Whether you should multiply predictions by the weights depends on what the weights mean. I don't know the details of the data / application, so I can't say. But the mechanics are correct at least and glum and statsmodels arrive at the same model. :)

[enriquecardenas24]

@lbittarello,

This makes a lot of sense looking back. Giving weights of 1 for all records proves to give equal deviance results. Alternatively, using a manual family.deviance calculation with mu inputs of weighted predictions gives a deviance similar to that of the glum models. Thank you for pointing this out!

I have one more question then regarding the difference between glum elastic net models and statsmodels models. In your second most recent reply, you noted that glum should produce the same results as statsmodels. What did you mean by the term "results"? I don't see it being the predictions, because the predictions between the elastic net and statsmodels models differ slightly. Did you simply mean the deviance results?

[lbittarello]

I meant the same coefficients and predictions. The largest different in predictions between glum and statsmodels is 0.000425, i.e. 0.00000002% – the predictions are essentially identical.

[enriquecardenas24]

@lbittarello,

Can it be true that the predictions are the same? If so, what would differentiate glum's elastic net from statsmodels without elastic net?

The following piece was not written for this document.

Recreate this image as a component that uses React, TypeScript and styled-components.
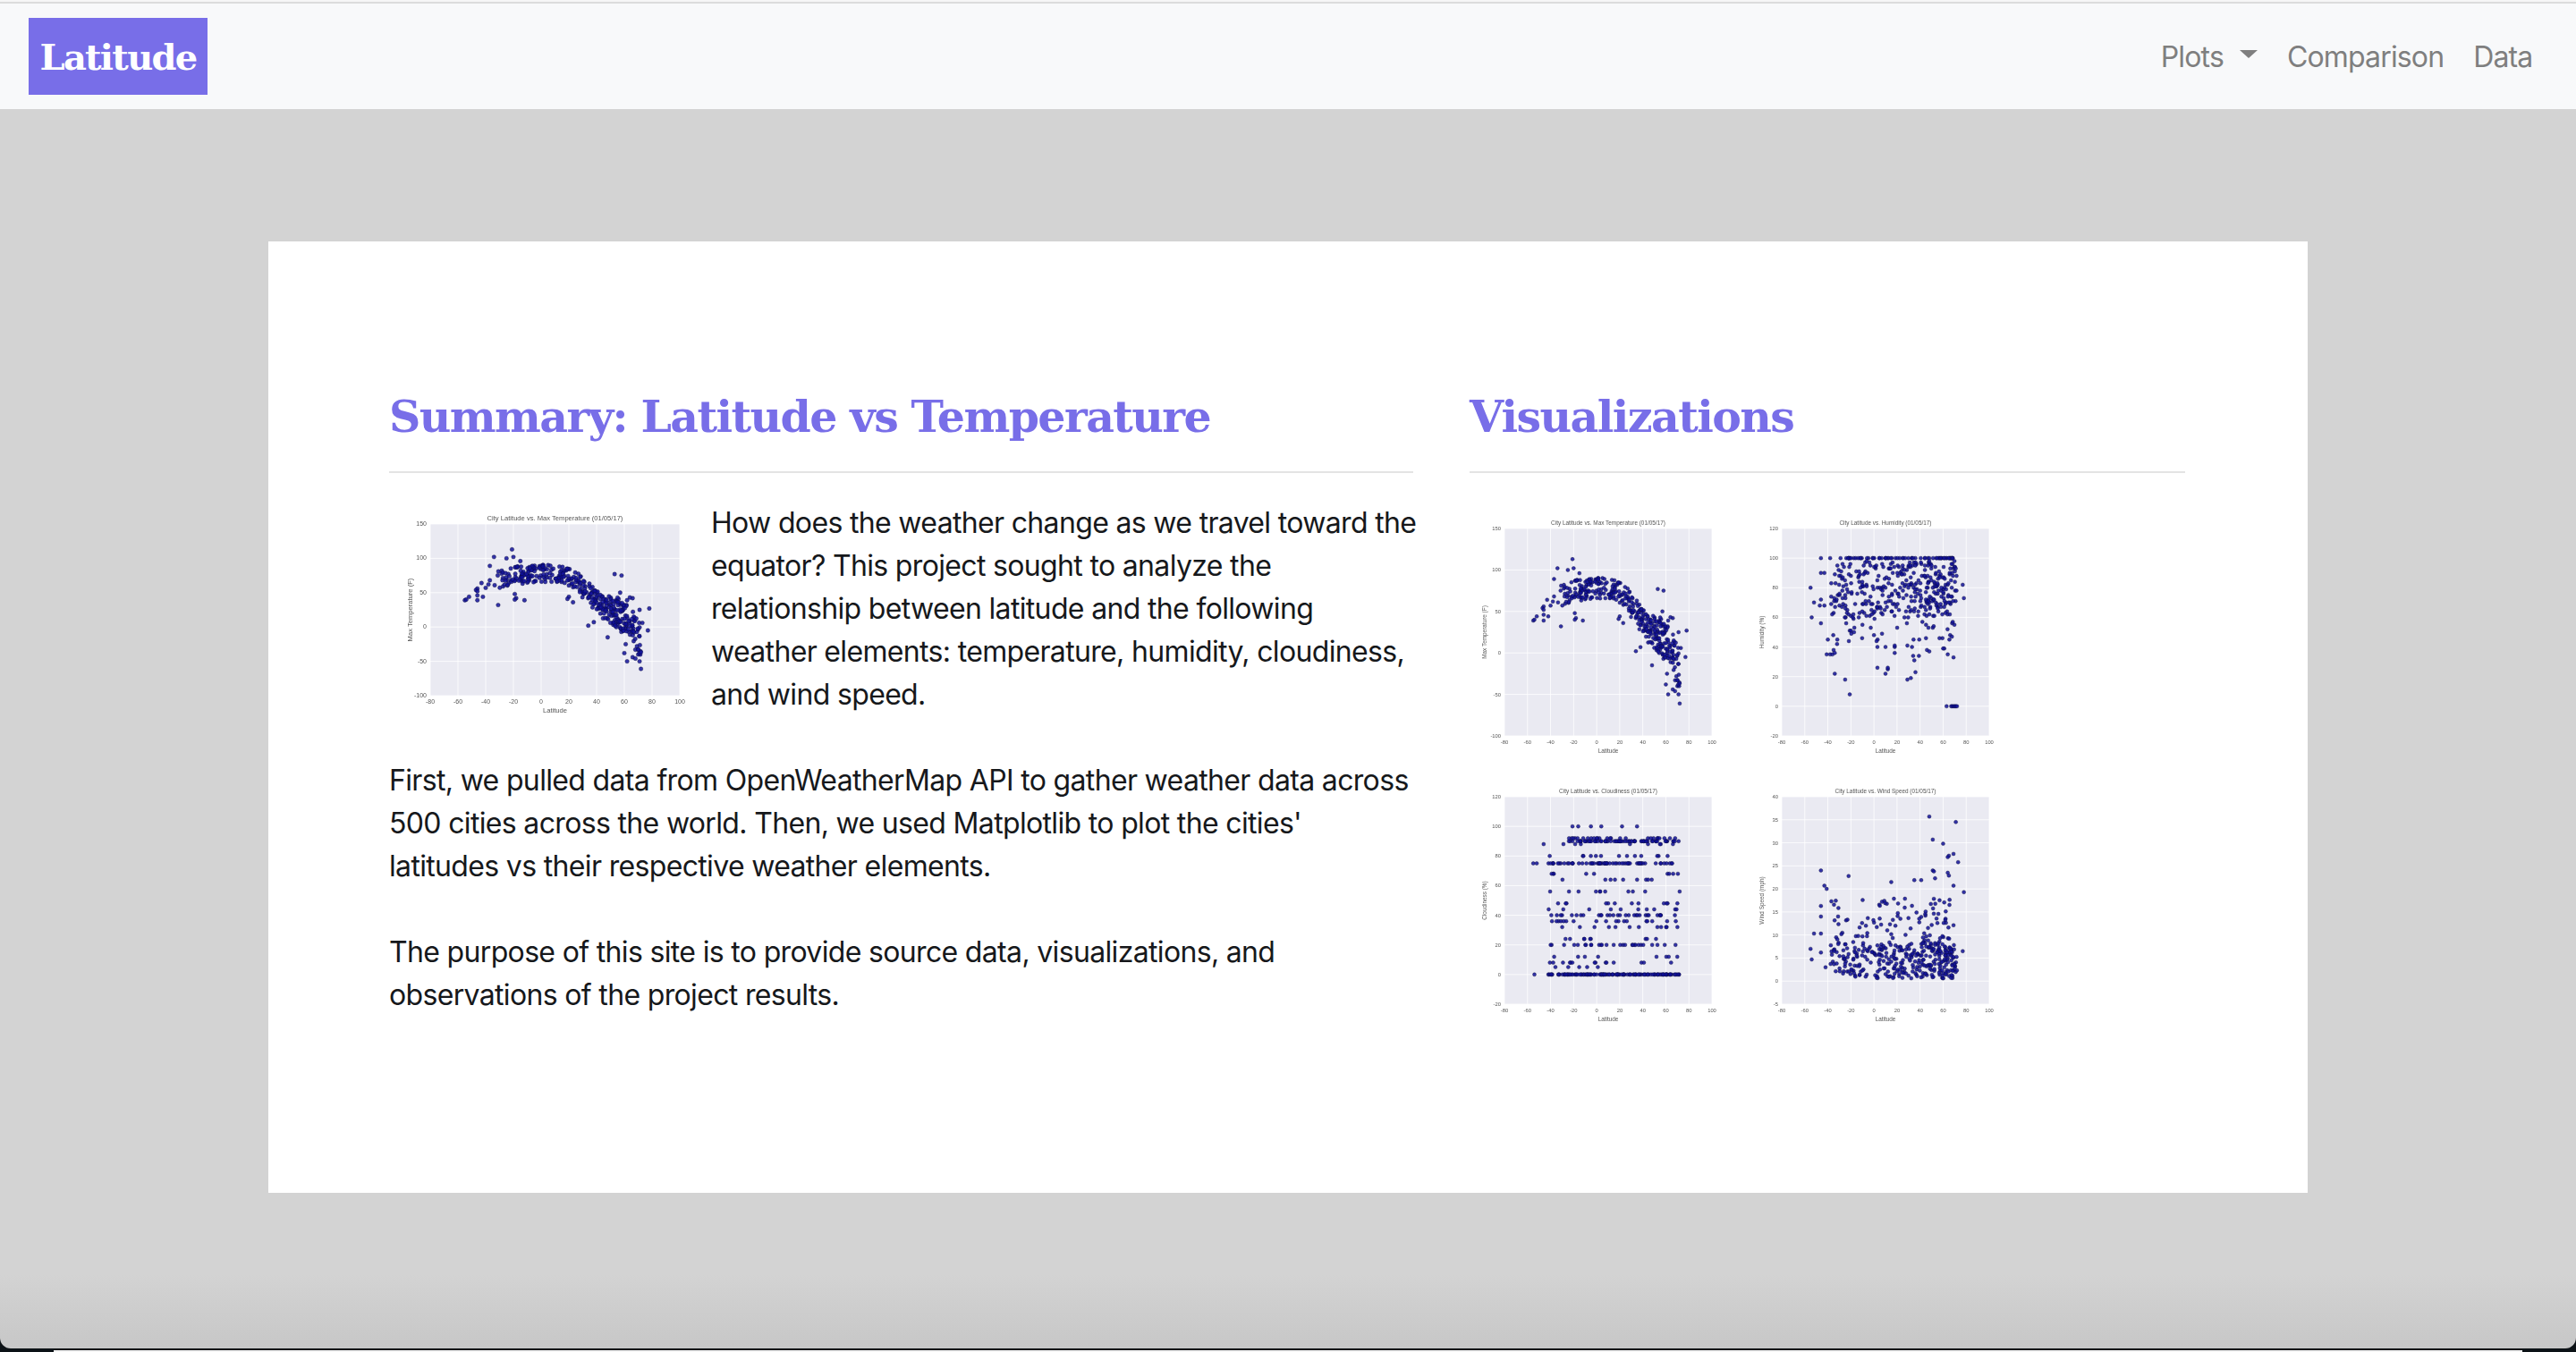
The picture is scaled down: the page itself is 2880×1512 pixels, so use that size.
import React from 'react';
import styled, { createGlobalStyle } from 'styled-components';

const GlobalStyle = createGlobalStyle`
  html, body {
    margin: 0;
    padding: 0;
    background: #0c1216;
  }
`;

const Page = styled.div`
  height: 1508px;
  display: flex;
  flex-direction: column;
  overflow: hidden;
  border-radius: 0 0 12px 12px;
  font-family: Inter, 'Noto Sans', sans-serif;
  letter-spacing: -0.66px;
  background: linear-gradient(to bottom, #d3d3d3 94.5%, #c7c7c7 100%);
`;

const BottomEdge = styled.div`
  height: 2px;
  margin: 2px 60px 0;
  background: #f4f4f4;
`;

const Navbar = styled.nav`
  height: 118px;
  margin-top: 4px;
  padding: 0 32px;
  display: flex;
  align-items: center;
  justify-content: space-between;
  background: #f8f9fa;
  box-shadow: 0 -2px 0 #dcdcdc, 0 -4px 0 #f6f6f6;
`;

const Brand = styled.a`
  width: 200px;
  height: 86px;
  display: flex;
  align-items: center;
  justify-content: center;
  background: #786ee8;
  color: #fff;
  font-family: 'DejaVu Serif', serif;
  font-weight: 700;
  font-size: 40px;
  letter-spacing: -1.7px;
`;

const NavList = styled.div`
  display: flex;
  align-items: center;
`;

const NavLink = styled.a`
  padding: 2px 16.5px 0;
  display: flex;
  align-items: center;
  color: #7f7f7f;
  font-size: 32px;
  line-height: 48px;
  letter-spacing: -0.85px;
`;

const Caret = styled.span`
  margin-left: 18px;
  margin-bottom: 8px;
  border-top: 9px solid #7f7f7f;
  border-left: 10px solid transparent;
  border-right: 10px solid transparent;
`;

const Panel = styled.main`
  margin: 148px 300px 0;
  height: 1064px;
  padding: 150px 137px 0 135px;
  box-sizing: border-box;
  background: #fff;
  display: grid;
  grid-template-columns: 1145px 800px;
  column-gap: 63px;
  align-items: start;
`;

const Heading = styled.h2`
  margin: 0;
  height: 94px;
  padding-top: 13px;
  border-bottom: 2px solid #e3e3e3;
  color: #786ee8;
  font-family: 'DejaVu Serif', serif;
  font-weight: 700;
  font-size: 49px;
  line-height: 66px;
  letter-spacing: -1.6px;
`;

const Body = styled.div`
  padding-top: 32px;
  color: #16181b;
  font-size: 32px;
  line-height: 48px;
`;

const Paragraph = styled.p<{ $overhang?: boolean }>`
  margin: 0 ${(p) => (p.$overhang ? '-9px' : '0')} 48px 0;
`;

const Thumb = styled.div`
  float: left;
  width: 340px;
  height: 260px;
  margin-right: 20px;
`;

const Gallery = styled.div`
  padding-top: 34px;
  display: grid;
  grid-template-columns: 310px 310px;
  grid-auto-rows: 300px;
`;

type Point = [number, number];

// small seeded generator so the scatter stays the same between runs
const makeRandom = (seed: number) => () => {
  seed = (seed * 1664525 + 1013904223) % 4294967296;
  return seed / 4294967296;
};

const interpolate = (table: Point[], x: number) => {
  for (let i = 1; i < table.length; i++) {
    if (x <= table[i][0]) {
      const [x0, y0] = table[i - 1];
      const [x1, y1] = table[i];
      return y0 + ((y1 - y0) * (x - x0)) / (x1 - x0);
    }
  }
  return table[table.length - 1][1];
};

const randomLat = (r: () => number, from = -38) => {
  const v = r();
  if (v < 0.45) return 20 + r() * 52;
  if (v < 0.6) return 40 + r() * 32;
  return from + r() * (20 - from);
};

const tempCurve: Point[] = [
  [-40, 62], [-30, 70], [-20, 75], [0, 78], [15, 78], [25, 66],
  [35, 47], [45, 27], [55, 20], [65, 4], [72, -20],
];

const temperature = (): Point[] => {
  const r = makeRandom(11);
  const pts: Point[] = [
    [-55, 39], [-54, 40], [-52, 44], [-46, 56], [-47, 54], [-46, 52], [-46, 46], [-46, 39],
    [-43, 64], [-42, 44], [-40, 57], [-38, 62], [-37, 68], [-37, 89], [-34, 102], [-31, 32],
    [-25, 100], [-20, 102], [-21, 113], [-19, 48], [-18, 42], [-19, 40], [-12, 39], [-15, 96],
    [53, 77], [58, 75], [57, 50], [78, 27], [77, -5], [72, -61], [71, -50], [34, 2], [38, 7],
    [48, -15], [73, 6], [71, 25], [66, 42], [64, 43], [62, 39], [20, 44], [19, 41], [23, 36],
    [62, -50], [66, -44], [68, -46], [70, -40], [68, -33], [60, -38], [61, -25],
  ];
  for (let i = 0; i < 370; i++) {
    const lat = randomLat(r, -35);
    const spread = lat > 48 ? 46 : lat > 25 ? 32 : 26;
    pts.push([lat, interpolate(tempCurve, lat) + (r() - 0.5) * spread]);
  }
  return pts;
};

const humidity = (): Point[] => {
  const r = makeRandom(29);
  const pts: Point[] = [
    [-55, 80], [-52, 70], [-54, 60], [-46, 100], [-46, 90], [-46, 72], [-47, 68], [-46, 56], [-43, 90],
    [-43, 68], [-40, 45], [-41, 35], [-38, 35], [-36, 35], [-35, 38], [-34, 36], [-32, 42],
    [-34, 22], [-25, 18], [-21, 8], [-21, 51], [-20, 51], [-17, 53], [-10, 55], [0, 48],
    [3, 26], [3, 40], [7, 49], [10, 40], [10, 22], [12, 25], [12, 26], [18, 36], [18, 40],
    [18, 41], [29, 18], [32, 19], [36, 23], [35, 31], [34, 34], [33, 40], [29, 41], [39, 34],
    [46, 38], [48, 37], [61, 39], [60, 39], [64, 35], [69, 33], [78, 73], [77, 82],
    [63, 0], [67, 0], [68, 0], [69, 0], [70, 0], [71, 0], [72, 0], [-38, 100], [-29, 100],
  ];
  for (let i = 0; i < 65; i++) pts.push([-25 + r() * 97, 100]);
  for (let i = 0; i < 380; i++) {
    const lat = randomLat(r);
    const val = r() < 0.9 ? 60 + r() * 38 : 44 + r() * 16;
    pts.push([lat, Math.round(val)]);
  }
  return pts;
};

const cloudiness = (): Point[] => {
  const r = makeRandom(47);
  const rows: [number, number][] = [
    [0, 120], [5, 5], [8, 14], [12, 8], [20, 28], [24, 9], [32, 12], [36, 18], [40, 30], [44, 10],
    [48, 12], [56, 11], [64, 9], [68, 9], [75, 62], [80, 13], [88, 8], [90, 70], [92, 26],
  ];
  const pts: Point[] = [[-21, 100], [-16, 100], [-5, 100], [4, 100], [22, 100], [35, 100], [-46, 88], [-55, 75], [-52, 75], [-54, 0]];
  rows.forEach(([val, count]) => {
    for (let i = 0; i < count; i++) {
      const from = val === 90 || val === 92 ? -25 : -42;
      pts.push([from + r() * (72 - from), val]);
    }
  });
  return pts;
};

const windSpeed = (): Point[] => {
  const r = makeRandom(83);
  const pts: Point[] = [
    [48, 35.7], [71, 34.5], [51, 30.7], [60, 29.8], [69, 27.6], [65, 27.2], [64, 26.9], [73, 25.8],
    [-46, 24], [51, 24], [52, 23.8], [64, 23.5], [65, 22.9], [-22, 22.8], [53, 22.3], [35, 21.9],
    [41, 21.9], [15, 21.5], [-43, 20.7], [-41, 20], [69, 20.7], [78, 19.3], [-55, 7], [-54, 4.7],
    [-52, 10.3], [-46, 16.3], [-46, 14], [-46, 10.3], [-46, 6.2], [-42, 3], [77, 6.5],
  ];
  for (let i = 0; i < 420; i++) {
    const lat = randomLat(r, -38);
    const val = r() < 0.66 ? 0.6 + r() * 7.4 : 6 + r() * 12;
    pts.push([lat, val]);
  }
  return pts;
};

interface ChartProps {
  title: string;
  yLabel: string;
  yMin: number;
  yMax: number;
  yStep: number;
  points: Point[];
  wide?: boolean;
}

const ticks = (min: number, max: number, step: number) => {
  const out: number[] = [];
  for (let v = min; v <= max; v += step) out.push(v);
  return out;
};

const Chart = ({ title, yLabel, yMin, yMax, yStep, points, wide }: ChartProps) => {
  const w = wide ? 340 : 310;
  const h = wide ? 260 : 300;
  const left = wide ? 46 : 39;
  const top = wide ? 25 : 28;
  const pw = wide ? 279 : 232;
  const ph = wide ? 192 : 232;
  const sx = (v: number) => left + ((v + 80) / 180) * pw;
  const sy = (v: number) => top + ((yMax - v) / (yMax - yMin)) * ph;
  const filterId = `soft-${title.length}-${w}`;
  const font = wide ? 7.6 : 6.4;
  return (
    <svg width={w} height={h} viewBox={`0 0 ${w} ${h}`} fontFamily="'Liberation Sans', sans-serif" fill="#555" letterSpacing="0">
      <defs>
        <filter id={filterId} x="-5%" y="-5%" width="110%" height="110%">
          <feGaussianBlur stdDeviation={wide ? 0.35 : 0.5} />
        </filter>
      </defs>
      <g filter={`url(#${filterId})`}>
        <rect x={left} y={top} width={pw} height={ph} fill="#eaeaf2" />
        {ticks(-80, 100, 20).map((v) => (
          <line key={v} x1={sx(v)} x2={sx(v)} y1={top} y2={top + ph} stroke="#fff" strokeWidth={0.8} />
        ))}
        {ticks(yMin, yMax, yStep).map((v) => (
          <line key={v} x1={left} x2={left + pw} y1={sy(v)} y2={sy(v)} stroke="#fff" strokeWidth={0.8} />
        ))}
        {points.map(([x, y], i) => (
          <circle key={i} cx={sx(x)} cy={sy(y)} r={wide ? 2.2 : 2} fill="#12129a" fillOpacity={0.85} stroke="#0a0a3a" strokeWidth={0.4} />
        ))}
        <text x={left + pw / 2} y={top - 4} textAnchor="middle" fontSize={font}>{title}</text>
        {ticks(-80, 100, 20).map((v) => (
          <text key={v} x={sx(v)} y={top + ph + 9} textAnchor="middle" fontSize={font - 0.6}>{v}</text>
        ))}
        {ticks(yMin, yMax, yStep).map((v) => (
          <text key={v} x={left - 4} y={sy(v) + 2} textAnchor="end" fontSize={font - 0.6}>{v}</text>
        ))}
        <text x={left + pw / 2} y={top + ph + 19} textAnchor="middle" fontSize={font}>Latitude</text>
        <text
          transform={`translate(${left - 20} ${top + ph / 2}) rotate(-90)`}
          textAnchor="middle"
          fontSize={font}
        >
          {yLabel}
        </text>
      </g>
    </svg>
  );
};

const tempPoints = temperature();
const humidityPoints = humidity();
const cloudPoints = cloudiness();
const windPoints = windSpeed();

const tempTitle = 'City Latitude vs. Max Temperature (01/05/17)';

export default function App() {
  return (
    <>
      <GlobalStyle />
      <Page>
        <Navbar>
          <Brand>Latitude</Brand>
          <NavList>
            <NavLink>Plots<Caret /></NavLink>
            <NavLink>Comparison</NavLink>
            <NavLink>Data</NavLink>
          </NavList>
        </Navbar>
        <Panel>
          <section>
            <Heading>Summary: Latitude vs Temperature</Heading>
            <Body>
              <Thumb>
                <Chart wide title={tempTitle} yLabel="Max Temperature (F)" yMin={-100} yMax={150} yStep={50} points={tempPoints} />
              </Thumb>
              <Paragraph $overhang>
                How does the weather change as we travel toward the equator? This project sought to analyze the relationship between latitude and the following weather elements: temperature, humidity, cloudiness, and wind speed.
              </Paragraph>
              <Paragraph>
                First, we pulled data from OpenWeatherMap API to gather weather data across 500 cities across the world. Then, we used Matplotlib to plot the cities' latitudes vs their respective weather elements.
              </Paragraph>
              <Paragraph>
                The purpose of this site is to provide source data, visualizations, and observations of the project results.
              </Paragraph>
            </Body>
          </section>
          <section>
            <Heading>Visualizations</Heading>
            <Gallery>
              <Chart title={tempTitle} yLabel="Max Temperature (F)" yMin={-100} yMax={150} yStep={50} points={tempPoints} />
              <Chart title="City Latitude vs. Humidity (01/05/17)" yLabel="Humidity (%)" yMin={-20} yMax={120} yStep={20} points={humidityPoints} />
              <Chart title="City Latitude vs. Cloudiness (01/05/17)" yLabel="Cloudiness (%)" yMin={-20} yMax={120} yStep={20} points={cloudPoints} />
              <Chart title="City Latitude vs. Wind Speed (01/05/17)" yLabel="Wind Speed (mph)" yMin={-5} yMax={40} yStep={5} points={windPoints} />
            </Gallery>
          </section>
        </Panel>
      </Page>
      <BottomEdge />
    </>
  );
}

Using the predict functions for each does return different predictions:

sm_mu = sm_model.predict(X_Train) * Weights_Train
glum_EN_mu = glum_EN_model.predict(X_Train_Model, Weights_Train)
pd.concat([sm_mu.reset_index(drop = True), pd.Series(glum_EN_mu)], axis = 1)

[lbittarello]

Sorry, I misunderstood your question! I thought that you'd found statsmodel to beat glum with the same parametrisation.

To answer the original question: why do we end up with a higher deviance when we cross-validate the penalty? As it happens, the regularised model is actually better than the unregularised one in the context of cross-validation, but it's slightly worse when we train the model on the full train sample. This can happen because, when we cross-validate, we fit the candidate models on a subset of the train sample, so the optimal parameters may not be the best for the full train sample. Unfortunately, there's no easy fix. However, the risk of overfitting tends to be more serious than the risk of choosing slightly suboptimal parameters, so cross validation generally pays off.

[enriquecardenas24]

@lbittarello,

Got it. So in exchange for the chance of a bump in deviance on the train dataset, the elastic net models are expected to generalize better to unseen data.

So, since MSE won't be sufficient in evaluating glum's elastic net performance on non-normally distributed data, do you have a suggestion of how to evaluate a glum model's performance on unseen data? For example, would there be one similar to this example of calculating residual deviance in scikit-learn, perhaps using test data?

EDIT: I believe my question boils down to this:

How do I know that glum will generalize well past the training dataset if deviance isn't indicative enough on the training dataset, and MSE isn't the appropriate evaluation metric for the data distribution?

[lbittarello]

How do I know that glum will generalize well past the training dataset if deviance isn't indicative enough on the training dataset, and MSE isn't the appropriate evaluation metric for the data distribution?

I don't think that there's anything wrong with the deviance per se. If you're only working with the train sample, no metric will tell you much about out-of-sample performance.

There are a few strategies to test how well your model generalises. For example, you could cross-validate the metric of interest (the deviance, in this case) to have an idea of what it looks like on unseen data. You could also set a fraction of the train sample aside to use as a validation sample. Of course, these strategies are all subject to sampling noise, so they might not be able to tell very similar models apart perfectly, but they're still helpful.

It might also be a good idea to look at a range of metrics instead of a single one. For instance, you could compute the deviance, the Gini index and the RMSE. A trustworthy model should perform well across the board (though it may not be the best under any single metric).

[enriquecardenas24]

For example, you could cross-validate the metric of interest (the deviance, in this case) to have an idea of what it looks like on unseen data.

What do you mean by this? I do have data split into train/test, but I'm unsure how I would apply it to this advice. For example, I have been using fold 2 as the test and 1, 3, 4 as the train, and therefore the model deviance has previously been calculated on folds 1, 3 and 4. Do you mean calculating deviance for each of the test folds using the model trained on the other folds, then comparing those?

For example:

# Get train deviance
train_mu = model.predict(X_Train_Model, Data_All_Train[data_weight])
train_deviance = model.family_instance.deviance(Y_Train, train_mu, Data_All_Train[data_weight])
# Get test deviance
test_mu = model.predict(X_Test_Model, Data_All_Test[data_weight])
test_deviance = model.family_instance.deviance(Y_Test, test_mu, Data_All_Test[data_weight])

[lbittarello]

Do you mean calculating deviance for each of the test folds using the model trained on the other folds, then comparing those?

Yes  – for example, you could use scikit-learn's cross_val_score.